Bir yıl sonra ilk kez sinemaya gittim.

Contemporary İstanbul Uluslararası Çağdaş Sanat Fuarı'nı gezdim.


Yen açıldığını öğrendiğim  Hasanpaşa- Kadıköy'deki Gazhane Müzesini gezdim. 

Bahçesinde iki küçük kafe var.  Gazhane'nin ilginç binaları gölgesinde kahvaltı yapıp, kahve içmeye gidilebilir.

https://muzegazhane.istanbul/


Ünsal Ünlü'nün "Nazım" başlıklı videosunda işitip merak ettiğim,  
Sibel Oral'ın "İşitiyor musun Memet ?" adlı anlatı kitabını okudum. 
Nazım Hikmet'in oğlu Memet... Ben de seslendim. 
"İşitiyor musun Memet? Seni anlıyorum." dedim.


Sabah 6.30'da Kadıköy'de dolandım.  
Allahım Kadıköy bomboştu. 
Simit, peynir, çay ve  sessizzz, ıssızz  Kadıköy.
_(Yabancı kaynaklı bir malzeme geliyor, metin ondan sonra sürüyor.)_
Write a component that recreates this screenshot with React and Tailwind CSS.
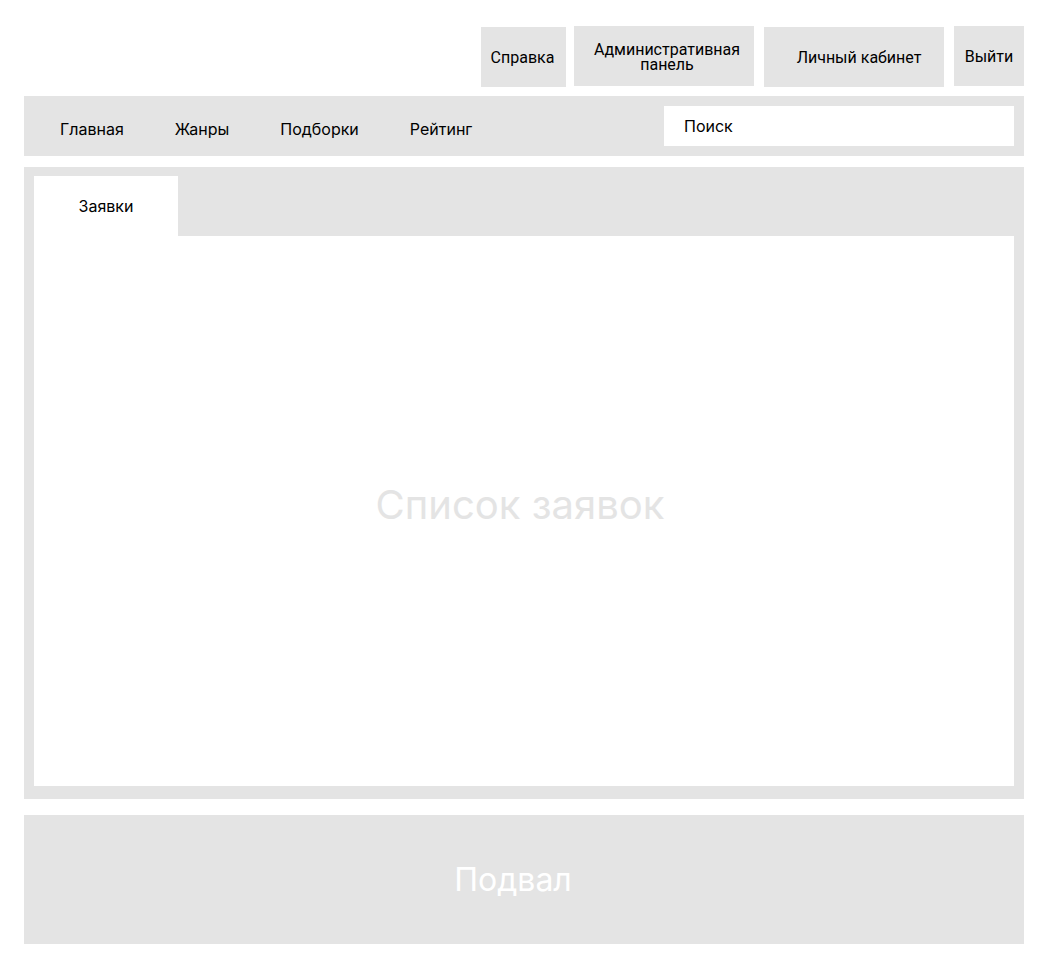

Bayıldım.
Karaköy motoruna bindiğimde, halen ay vardı gökyüzünde😅

Akşam 6.30'da Karaköy'den döndüm. 
Sana dün  bir gemiden baktım aziz İstanbul. 😊

Galata'ya selam çaktım. Kendisine harbiden aşığım. 




Soldaki Kafka'nın sigorta kurumunda çalışırken hazırladığı, iş kazalarını önlemek için alınacak tedbirler raporuymuş.  Sigortacıyım. Neden? 
Kafka da zamanında sigortacılık yapmış ya, elbette o sebepten:)
Kafka'nın ofis yazılarını bir kitapta toplamışlar. Türkçeleştirilmemiş.  
İngilizce çevirisini sipariş ettim. 
Kim bilir, belki ben Türkçeleştiririm diye hayal ettim.😅


Sabahattin Eyüpoğlu uzun zamandır aklımda. 
 Son günlerde  hakkında yazılanları okuyorum, videoları izliyorum.
Mutlaka yazmalıyım. 
İçimde derin bir minnet hissi var.
Öğrendiklerimi yüreğimde demliyorum.